Trade management, on the other hand, is about capital optimization — adjusting your stop, taking partial profits, or exiting early based on evolving market conditions.
📊 Why Trade Management Matters in Day Trading
Markets are dynamic. What looks like a perfect trade can turn quickly. With proper trade management in day trading, you can:
Lock in profits on partial positions
Let winners run strategically
Avoid giving back gains on reversals
Adapt to new liquidity levels or market structure shifts
A great entry without a trade management plan is like driving without brakes — it only ends one way.
🔧 Trade Management Techniques You Can Apply Today
Here are proven trade management strategies used by successful day traders, especially those using smart money concepts and ICT-based setups:
1. Partial Take Profits (Scaling Out)
Secure partial profits at pre-identified levels (e.g., 1R, 2R, or FVG targets)
Reduces psychological pressure to hold
Keeps you in the game if the market pulls back
2. Move to Breakeven
Once price reaches your first target (e.g., 1R), move your stop to entry
Eliminates risk from the trade
Common in ICT kill zone setups
3. Trailing Stop-Losses
Trail your stop below market structure or liquidity points
Ideal for strong trending moves
Helps you catch runner trades for bigger R multiples
4. Time-Based Exits
If the trade hasn’t moved in your direction within your session (e.g., London or NY Killzone), exit manually
Prevents "dead trades" from trapping capital and attention
5. Structure-Based Exit
Close the trade if the market breaks key structure against your setup (e.g., breaks a swing low if you’re long)
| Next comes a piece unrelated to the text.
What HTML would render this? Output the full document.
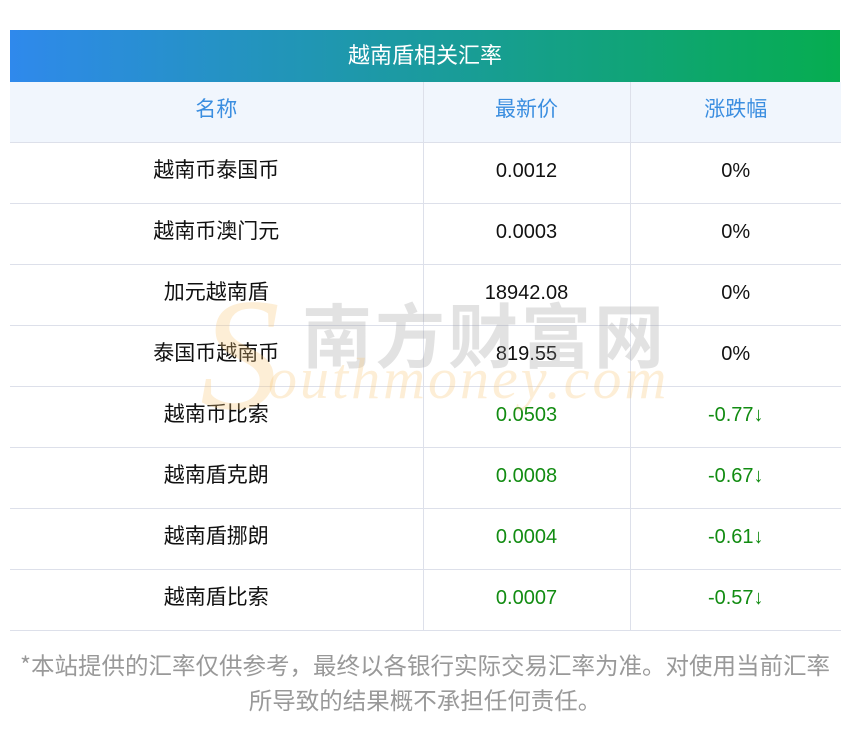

Preserves gains and keeps you aligned with your model
📉 Example: Combining Risk and Trade Management
Let’s say you’re trading a liquidity sweep setup during NY Killzone.
✅ Risk management: You risk 1% on the entry with a 10-pip stop
🎯 Trade management:
Take 50% off at 1R
Move stop to breakeven
Trail remaining based on 15-minute market structure
If the market consolidates or breaks against you — exit manually
This hybrid approach helps you control downside while giving your upside room to develop.
📌 Why Trade Management Needs a Plan Too
You should plan your trade management rules just like your entries:
Where will you take profits?
When will you move your stop?
Under what conditions will you exit early?
This avoids impulsive decisions during live trades — a major cause of inconsistent results in day trading.
🧠 Final Tip: Align Trade Management With Your Trading Psychology
If you're the kind of trader who gets anxious watching open profits disappear, build a system that locks in gains early.
If you can emotionally handle drawdowns for bigger wins, use wider trailing stops or a runner strategy.
Your trade management plan should match your trading personality and your model’s edge.
🚀 Final Thoughts: Trade Management = Profit Optimization
To win in forex and futures day trading, you must move beyond just entries and risk. You need a plan for what to do next — and that’s exactly what trade management gives you.
It’s not just about surviving a trade. It’s about managing it with purpose, so your best setups lead to your best results.